Months 8-12: Here, the path splits. You either:
1) Go home with the intention of never coming back only to discover that while your life has been upturned, your friends are doing exactly what they were doing the day that you left. Their lives, you think, will always be this way, while yours... well, you don't fit in anymore. All your sentences start with “In China..”, but no one's really listening to you. It's like you unwittingly joined some kind of brotherhood, and however hard you try, you can't break the ties you made. You start plotting your return, and wonder if you're a masochist.
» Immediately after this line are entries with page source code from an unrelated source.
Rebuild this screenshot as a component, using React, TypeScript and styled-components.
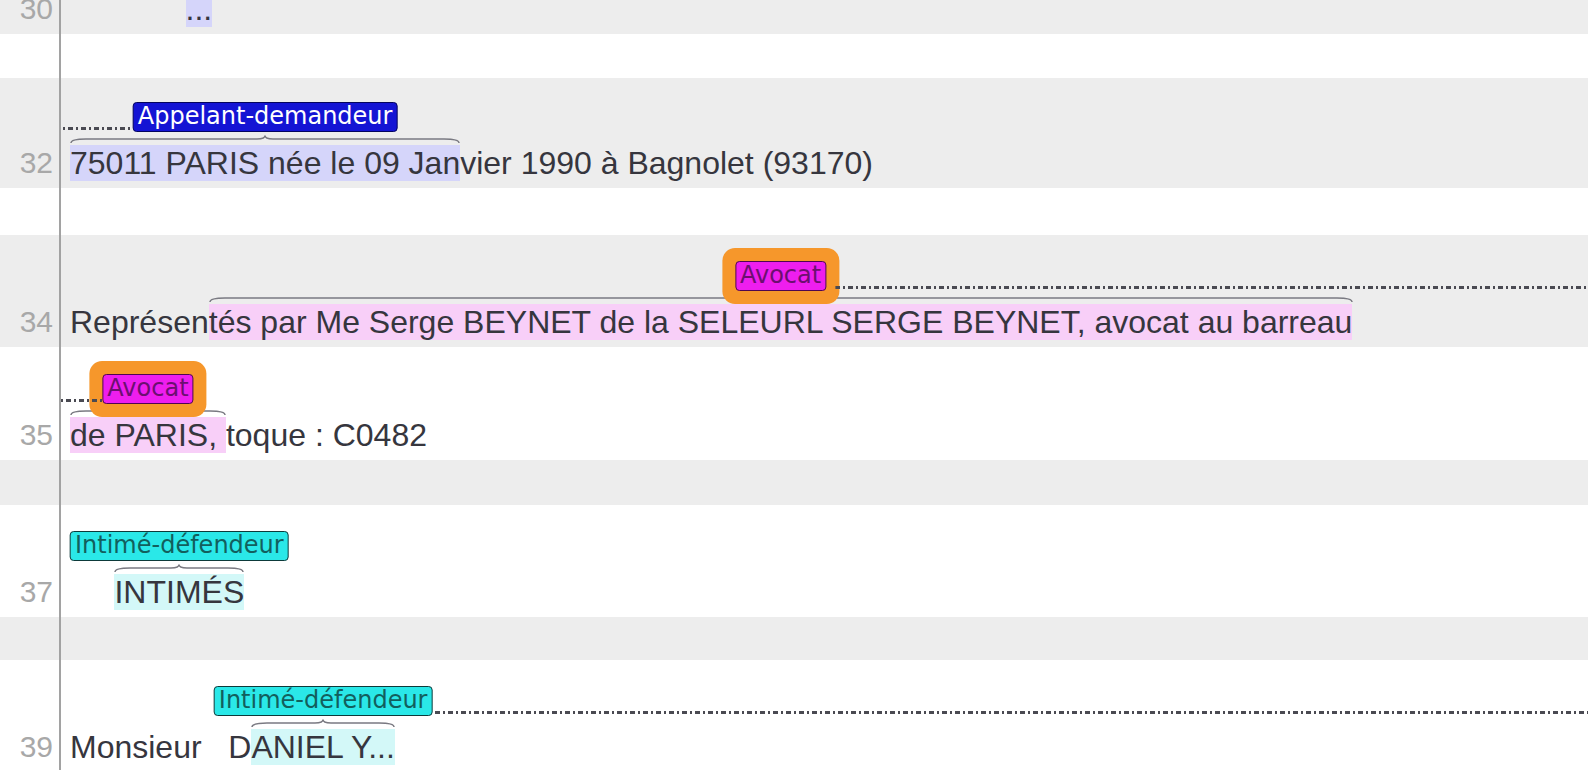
import React, { useLayoutEffect, useRef, useState } from "react";
import styled, { createGlobalStyle } from "styled-components";

type Tone = "blue" | "pink" | "cyan";

const tones: Record<Tone, { hl: string; bg: string; border: string; fg: string }> = {
  blue: { hl: "#d5d5fa", bg: "#1414d4", border: "#04045e", fg: "#ffffff" },
  pink: { hl: "#f8cff8", bg: "#ee1eee", border: "#4e0650", fg: "#6c0f70" },
  cyan: { hl: "#d3f8f8", bg: "#2ae8e8", border: "#0d3a3a", fg: "#125f5d" },
};

const GlobalStyle = createGlobalStyle`
  html, body {
    margin: 0;
    padding: 0;
    background: #fff;
    overflow: hidden;
  }
`;

// brace drawn from the measured span width
const Brace: React.FC = () => {
  const ref = useRef<HTMLDivElement>(null);
  const [w, setW] = useState(0);

  useLayoutEffect(() => {
    if (ref.current) setW(ref.current.offsetWidth);
  }, []);

  const c = w / 2;
  const e = Math.min(16, w / 6);
  const d = w
    ? `M1,9 C1,6 ${e * 0.4},5 ${e},5 L${c - 8},5 C${c - 3},5 ${c},4 ${c},1.5 C${c},4 ${c + 3},5 ${c + 8},5 L${w - e},5 C${w - e * 0.4},5 ${w - 1},6 ${w - 1},9`
    : "";

  return (
    <BraceBox ref={ref}>
      <svg width={w} height={10}>
        <path d={d} fill="none" stroke="#7a7a82" strokeWidth={1.5} />
      </svg>
    </BraceBox>
  );
};

const Annot: React.FC<{
  tone: Tone;
  label?: string;
  arc?: "left" | "right";
  halo?: boolean;
  children: React.ReactNode;
}> = ({ tone, label, arc, halo, children }) => {
  return (
    <Hl $tone={tone}>
      {label && <Brace />}
      {label && (
        <Label $tone={tone} $halo={!!halo}>
          {label}
          {arc && <Arc $side={arc} $halo={!!halo} />}
        </Label>
      )}
      {children}
    </Hl>
  );
};

const App: React.FC = () => {
  return (
    <>
      <GlobalStyle />
      <Page>
        <Row $shade $h={34}>
          <LineNo>30</LineNo>
          <Content>
            <Line>
              {"             "}
              <Annot tone="blue">...</Annot>
            </Line>
          </Content>
        </Row>
        <Row $h={44}>
          <LineNo />
          <Content />
        </Row>
        <Row $shade $h={110}>
          <LineNo>32</LineNo>
          <Content>
            <Line>
              <Annot tone="blue" label="Appelant-demandeur" arc="left">
                75011 PARIS née le 09 Jan
              </Annot>
              vier 1990 à Bagnolet (93170)
            </Line>
          </Content>
        </Row>
        <Row $h={47}>
          <LineNo />
          <Content />
        </Row>
        <Row $shade $h={112}>
          <LineNo>34</LineNo>
          <Content>
            <Line>
              Représen
              <Annot tone="pink" label="Avocat" arc="right" halo>
                tés par Me Serge BEYNET de la SELEURL SERGE BEYNET, avocat au barreau
              </Annot>
            </Line>
          </Content>
        </Row>
        <Row $h={113}>
          <LineNo>35</LineNo>
          <Content>
            <Line>
              <Annot tone="pink" label="Avocat" arc="left" halo>
                {"de PARIS, "}
              </Annot>
              toque : C0482
            </Line>
          </Content>
        </Row>
        <Row $shade $h={45}>
          <LineNo />
          <Content />
        </Row>
        <Row $h={112}>
          <LineNo>37</LineNo>
          <Content>
            <Line>
              {"     "}
              <Annot tone="cyan" label="Intimé-défendeur">
                INTIMÉS
              </Annot>
            </Line>
          </Content>
        </Row>
        <Row $shade $h={43}>
          <LineNo />
          <Content />
        </Row>
        <Row $h={112}>
          <LineNo>39</LineNo>
          <Content>
            <Line>
              {"Monsieur   D"}
              <Annot tone="cyan" label="Intimé-défendeur" arc="right">
                ANIEL Y...
              </Annot>
            </Line>
          </Content>
        </Row>
      </Page>
    </>
  );
};

// 스타일
const Page = styled.div`
  width: 100%;
  font-family: "Liberation Sans", Arial, sans-serif;
  color: #36363e;
`;

const Row = styled.div<{ $shade?: boolean; $h: number }>`
  display: flex;
  height: ${(p) => p.$h}px;
  background: ${(p) => (p.$shade ? "#ededed" : "#ffffff")};
`;

const LineNo = styled.div`
  flex: none;
  width: 61px;
  box-sizing: border-box;
  display: flex;
  align-items: flex-end;
  justify-content: flex-end;
  padding: 0 6px 7px 0;
  border-right: 2px solid #a2a2a2;
  font-size: 30px;
  line-height: 36px;
  color: #a8a8a8;
`;

const Content = styled.div`
  flex: 1;
  min-width: 0;
  display: flex;
  align-items: flex-end;
  padding: 0 0 7px 9px;
  overflow: hidden;
`;

const Line = styled.div`
  white-space: pre;
  font-size: 32px;
  line-height: 36px;
`;

const Hl = styled.span<{ $tone: Tone }>`
  position: relative;
  background: ${(p) => tones[p.$tone].hl};
`;

const BraceBox = styled.div`
  position: absolute;
  left: 0;
  right: 0;
  bottom: calc(100% + 1px);
  height: 10px;
  line-height: 0;
  svg {
    display: block;
  }
`;

const Label = styled.div<{ $tone: Tone; $halo: boolean }>`
  position: absolute;
  bottom: calc(100% + 13px);
  left: 50%;
  transform: translateX(-50%);
  z-index: 2;
  height: 30px;
  box-sizing: border-box;
  padding: 0 4px;
  border: 1.5px solid ${(p) => tones[p.$tone].border};
  border-radius: 4px;
  background: ${(p) => tones[p.$tone].bg};
  color: ${(p) => tones[p.$tone].fg};
  font-family: "DejaVu Sans", sans-serif;
  font-size: 24px;
  line-height: 27px;
  white-space: nowrap;
  box-shadow: ${(p) => (p.$halo ? "0 0 0 13px #f6972b" : "none")};
`;

const Arc = styled.div<{ $side: "left" | "right"; $halo: boolean }>`
  position: absolute;
  bottom: 1px;
  width: 2000px;
  height: 3px;
  ${(p) =>
    p.$side === "right"
      ? `left: calc(100% + ${p.$halo ? 10 : 3}px);`
      : `right: calc(100% + ${p.$halo ? 0 : 3}px);`}
  background-image: repeating-linear-gradient(
    to right,
    #4a4a52 0 5px,
    transparent 5px 8px,
    #4a4a52 8px 10px,
    transparent 10px 13px
  );
`;

export default App;
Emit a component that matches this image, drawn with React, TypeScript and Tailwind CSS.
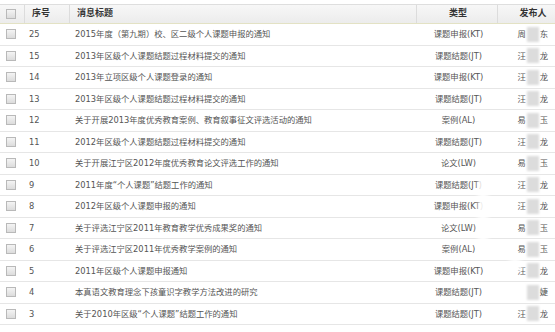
import React from "react";

type Row = { id: string; title: string; type: string; a: string; b: string };

const rows: Row[] = [
  { id: "25", title: "2015年度（第九期）校、区二级个人课题申报的通知", type: "课题申报(KT)", a: "周", b: "东" },
  { id: "15", title: "2013年区级个人课题结题过程材料提交的通知", type: "课题结题(JT)", a: "汪", b: "龙" },
  { id: "14", title: "2013年立项区级个人课题登录的通知", type: "课题申报(KT)", a: "汪", b: "龙" },
  { id: "13", title: "2013年区级个人课题结题过程材料提交的通知", type: "课题结题(JT)", a: "汪", b: "龙" },
  { id: "12", title: "关于开展2013年度优秀教育案例、教育叙事征文评选活动的通知", type: "案例(AL)", a: "易", b: "玉" },
  { id: "11", title: "2012年区级个人课题结题过程材料提交的通知", type: "课题结题(JT)", a: "汪", b: "龙" },
  { id: "10", title: "关于开展江宁区2012年度优秀教育论文评选工作的通知", type: "论文(LW)", a: "易", b: "玉" },
  { id: "9", title: "2011年度“个人课题”结题工作的通知", type: "课题结题(JT)", a: "汪", b: "龙" },
  { id: "8", title: "2012年区级个人课题申报的通知", type: "课题申报(KT)", a: "汪", b: "龙" },
  { id: "7", title: "关于评选江宁区2011年教育教学优秀成果奖的通知", type: "论文(LW)", a: "易", b: "玉" },
  { id: "6", title: "关于评选江宁区2011年优秀教学案例的通知", type: "案例(AL)", a: "易", b: "玉" },
  { id: "5", title: "2011年区级个人课题申报通知", type: "课题申报(KT)", a: "汪", b: "龙" },
  { id: "4", title: "本真语文教育理念下孩童识字教学方法改进的研究", type: "课题结题(JT)", a: "", b: "婕" },
  { id: "3", title: "关于2010年区级“个人课题”结题工作的通知", type: "课题结题(JT)", a: "汪", b: "龙" },
];

const font = { fontFamily: '"DejaVu Sans", "Noto Sans CJK SC", sans-serif' };

function Box() {
  return (
    <span className="inline-block w-[10px] h-[10px] border border-[#b9b9b9] bg-gradient-to-b from-[#f4f4f4] to-[#dcdcdc]" />
  );
}

const cols = "grid grid-cols-[25px_45px_347px_81px_70px]";

export default function App() {
  return (
    <div className="w-[555px] h-[332px] bg-white overflow-hidden relative" style={font}>
      <div className="w-[568px] pt-[4px]">
        <div className={`${cols} h-[20px] border-t border-[#dedede] border-b border-b-[#e3e2c4] bg-gradient-to-b from-[#f7f7f7] to-[#ececec] text-[9px] font-bold text-[#333]`}>
          <div className="flex items-center pl-[6px] border-r border-[#dcdcdc]"><Box /></div>
          <div className="flex items-center pl-[7px] border-r border-[#dcdcdc]">序号</div>
          <div className="flex items-center pl-[7px] border-r border-[#dcdcdc]">消息标题</div>
          <div className="flex items-center justify-center pl-[2px] border-r border-[#dcdcdc]">类型</div>
          <div className="flex items-center justify-center">发布人</div>
        </div>
        {rows.map((r) => (
          <div key={r.id} className={`${cols} h-[21.5px] border-b border-[#e6e6e6] text-[8.3px] text-[#555]`}>
            <div className="flex items-center pl-[6px]"><Box /></div>
            <div className="flex items-center pl-[4px]">{r.id}</div>
            <div className="flex items-center pl-[5px] whitespace-nowrap overflow-hidden">{r.title}</div>
            <div className="flex items-center justify-center pl-[2px] whitespace-nowrap">{r.type}</div>
            <div className="flex items-center justify-center whitespace-nowrap">
              <span className="w-[8px] text-center">{r.a}</span>
              <span className="inline-block w-[12px] h-[15px] bg-[#dcdcdc] blur-[1px] mx-[1px]" />
              <span className="w-[9px] text-center">{r.b}</span>
            </div>
          </div>
        ))}
      </div>
      <div className="absolute left-[478px] top-[178px] w-[10px] h-[70px] bg-white blur-[2px] opacity-90" />
      <div className="absolute left-[508px] top-[258px] w-[14px] h-[14px] bg-white rounded-full blur-[2px]" />
    </div>
  );
}
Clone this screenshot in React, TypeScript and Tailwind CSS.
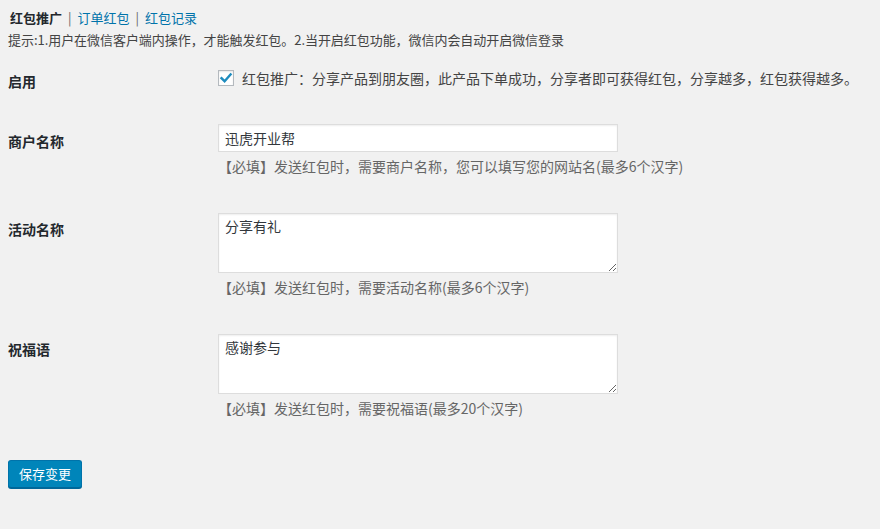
import React from 'react';

const font = "font-['Noto_Sans_CJK_SC','Noto_Sans',sans-serif]";

const Checkbox = () => (
  <span className="w-4 h-4 shrink-0 bg-white border border-[#b4b9be] shadow-[inset_0_1px_2px_rgba(0,0,0,0.1)] flex items-center justify-center">
    <svg width="14" height="14" viewBox="0 0 14 14">
      <path d="M2.5 7.2 L5.6 10.2 L11.6 3.4" fill="none" stroke="#1e8cbe" strokeWidth="2.4" strokeLinecap="square" />
    </svg>
  </span>
);

const Desc = ({ children }: { children: React.ReactNode }) => (
  <p className="mt-1 text-[14px] leading-5 text-[#666]">{children}</p>
);

export default function App() {
  return (
    <div className={`min-h-[529px] bg-[#f1f1f1] px-2 ${font}`}>
      {/* tabs */}
      <div className="pt-[9px] pl-[2px] text-[13px] leading-[18px] flex items-center">
        <span className="font-bold text-[#23282d]">红包推广</span>
        <span className="text-[#666] px-[6px]">|</span>
        <a className="text-[#0073aa]">订单红包</a>
        <span className="text-[#666] px-[6px]">|</span>
        <a className="text-[#0073aa]">红包记录</a>
      </div>
      <p className="mt-1 text-[13px] leading-[18px] tracking-[-0.05px] text-[#444]">
        提示:1.用户在微信客户端内操作，才能触发红包。2.当开启红包功能，微信内会自动开启微信登录
      </p>

      {/* form table */}
      <div className="flex h-[63px]">
        <div className="w-[210px] pt-[22px] text-[14px] leading-5 font-bold text-[#23282d]">启用</div>
        <div className="pt-[19px]">
          <label className="flex items-center gap-2 text-[14px] leading-5 text-[#444]">
            <Checkbox />
            红包推广：分享产品到朋友圈，此产品下单成功，分享者即可获得红包，分享越多，红包获得越多。
          </label>
        </div>
      </div>

      <div className="flex pb-6">
        <div className="w-[210px] pt-[19px] text-[14px] leading-5 font-bold text-[#23282d]">商户名称</div>
        <div className="pt-3">
          <input
            defaultValue="迅虎开业帮"
            className="block w-[400px] h-[28px] bg-white border border-[#ddd] shadow-[inset_0_1px_2px_rgba(0,0,0,0.07)] px-[6px] text-[14px] text-[#32373c] outline-none"
          />
          <Desc>【必填】发送红包时，需要商户名称，您可以填写您的网站名(最多6个汉字)</Desc>
        </div>
      </div>

      <div className="flex pb-[23px]">
        <div className="w-[210px] pt-[19px] text-[14px] leading-5 font-bold text-[#23282d]">活动名称</div>
        <div className="pt-[13px]">
          <textarea
            defaultValue="分享有礼"
            className="block w-[400px] h-[60px] bg-white border border-[#ddd] shadow-[inset_0_1px_2px_rgba(0,0,0,0.07)] px-[6px] pt-[2px] text-[14px] leading-5 text-[#32373c] outline-none"
          />
          <Desc>【必填】发送红包时，需要活动名称(最多6个汉字)</Desc>
        </div>
      </div>

      <div className="flex">
        <div className="w-[210px] pt-[19px] text-[14px] leading-5 font-bold text-[#23282d]">祝福语</div>
        <div className="pt-[14px]">
          <textarea
            defaultValue="感谢参与"
            className="block w-[400px] h-[60px] bg-white border border-[#ddd] shadow-[inset_0_1px_2px_rgba(0,0,0,0.07)] px-[6px] pt-[2px] text-[14px] leading-5 text-[#32373c] outline-none"
          />
          <Desc>【必填】发送红包时，需要祝福语(最多20个汉字)</Desc>
        </div>
      </div>

      <div className="pt-[42px]">
        <button className="h-[28px] px-[10px] pb-px bg-[#0085ba] border border-[#0073aa] border-b-[#006799] rounded-[3px] shadow-[0_1px_0_#006799] text-white text-[13px] leading-[26px]">
          保存变更
        </button>
      </div>
    </div>
  );
}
2) Stick it out like a real veteran, waiting excitedly for your one-year visit home. But after the first week back, when you've eaten your fill of butter and cheese, you realize that your friends are all doing exactly what they were doing the day you left. All your sentences start with “In China...”;, but no one's really listening to you. You realize you can't wait to get back on the plane, and wonder if you'll ever feel at home anywhere in the world ever again.
THE RETURN
You set foot on Chinese soil. At the airport and around town, you watch all the first-timers and tourists with hidden self-satisfaction and a little pity. You easily navigate the hustle and bustle, speak a few words of Chinese to your cab driver, and experience a deep contentment. Somehow, the friends you made and never really expected to keep have solidified into life-long pals, while your friends from highschool and college recede into sameness and nothingness. After so much emotional investiture and hard work, somehow, this has become Your Country.
And wherever you go from that day onwards, China will be in your blood.